The biggest limitation is cross-device and cross-channel tracking. If a customer saw your Instagram ad on their phone, clicked a Google Search ad on their laptop, and then bought in-store, most MTA tools will see those as three separate users. The journey is invisible.

The second limitation is walled gardens. Meta’s attribution data lives inside Meta. Google’s attribution data lives inside Google. Neither shares user-level data with the other. When you’re running campaigns on both platforms simultaneously, you’ll often find that they each claim full credit for the same conversions, which adds up to far more than 100%. Brands like Mamaearth and boAt, which run heavy spend across Meta and Google simultaneously, have to deal with this overlap constantly.

Third-party MTA platforms like Northbeam, Triple Whale, and Rockerbox try to bridge this by using pixel data and statistical modelling, but they all involve trade-offs between accuracy and completeness.

Honestly, no attribution model is fully accurate. The goal is to be directionally right, not precisely right. Use attribution data to inform budget decisions, not to justify cutting a channel entirely based on one model’s output.

The main limitations of multitouch attribution are cross-device tracking gaps, walled garden data silos (Meta and Google each claim credit independently), and the statistical assumptions underlying any rule-based model. MTA gives directional insight, not perfect measurement.

FAQs:

What is multitouch attribution in simple terms? 

Multitouch attribution is a way of measuring which marketing channels contributed to a sale by giving credit to every touchpoint a customer had with your brand, not just the first or the last one. Instead of one channel taking all the credit, credit is distributed based on a model you choose.

What’s the difference between multitouch and single-touch attribution? 

Single-touch attribution gives 100% of the credit to one touchpoint, either the first interaction or the last one before conversion. Multitouch attribution splits credit across multiple touchpoints. Single-touch is simpler to set up but significantly less accurate for any brand with a multi-channel strategy.

Which multitouch attribution model is the best? 

There’s no universally best model. Data-driven attribution is the most accurate if you have enough conversion volume. Position-based (U-shaped) is a solid default for most D2C and e-commerce brands. The best model is the one that matches your funnel type and the decision you’re trying to make.

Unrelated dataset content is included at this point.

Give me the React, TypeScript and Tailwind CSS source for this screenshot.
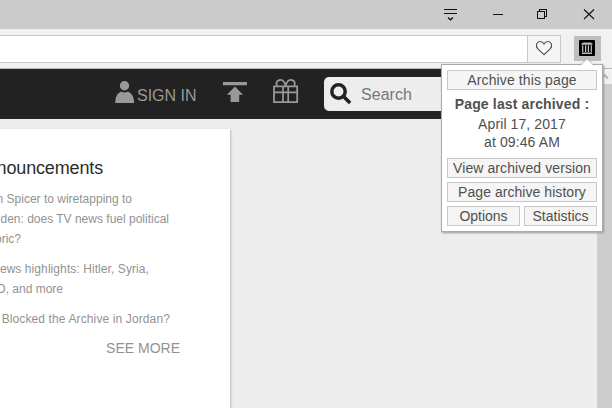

How do I set up multitouch attribution? 

In Google Analytics 4, go to Admin > Data Display > Attribution Settings and select your preferred model. In Google Ads, you can change the attribution model at the account or campaign level. For cross-channel MTA, tools like Triple Whale (built for Shopify), Northbeam, or Rockerbox offer dedicated attribution dashboards that pull data from multiple ad platforms.

Is multitouch attribution the same as multi-channel attribution? 

These terms are often used interchangeably. Multi-channel attribution refers to attribution across different marketing channels. Multitouch attribution specifically refers to the method of assigning credit to multiple touchpoints within that journey. They describe the same approach from slightly different angles.

Can multitouch attribution track offline conversions? 

Most digital MTA tools struggle with offline conversions. To include offline data, you’d typically need to upload offline conversion data to your ad platforms (Meta Offline Conversions, Google Offline Conversions) or use a CRM-based attribution system that can match online touchpoints to offline sale records.

Is last-click attribution still useful? 

Last-click has one legitimate use: understanding which channels close conversions. If you’re running retargeting campaigns and want to know which ad creative drove the final click, last-click data is relevant. But using last-click to make overall budget decisions across your full marketing mix will consistently mislead you about the value of upper-funnel channels.

Why does my Meta report show different conversions than my Google Analytics report? 

This is the walled garden problem. Meta and Google each attribute conversions using their own data and their own default attribution windows. Meta typically uses a 7-day click, 1-day view window. Google uses its own model. When the same customer touches both platforms in the same journey, both platforms claim credit. Third-party attribution tools try to reconcile this, but some double-counting is unavoidable.

How much conversion volume do I need for data-driven attribution? 

Google requires a minimum of 300 conversions within a 30-day period at the campaign level before data-driven attribution becomes available. If you’re below that threshold, data-driven won’t appear as an option and a rule-based model like position-based or linear is more practical.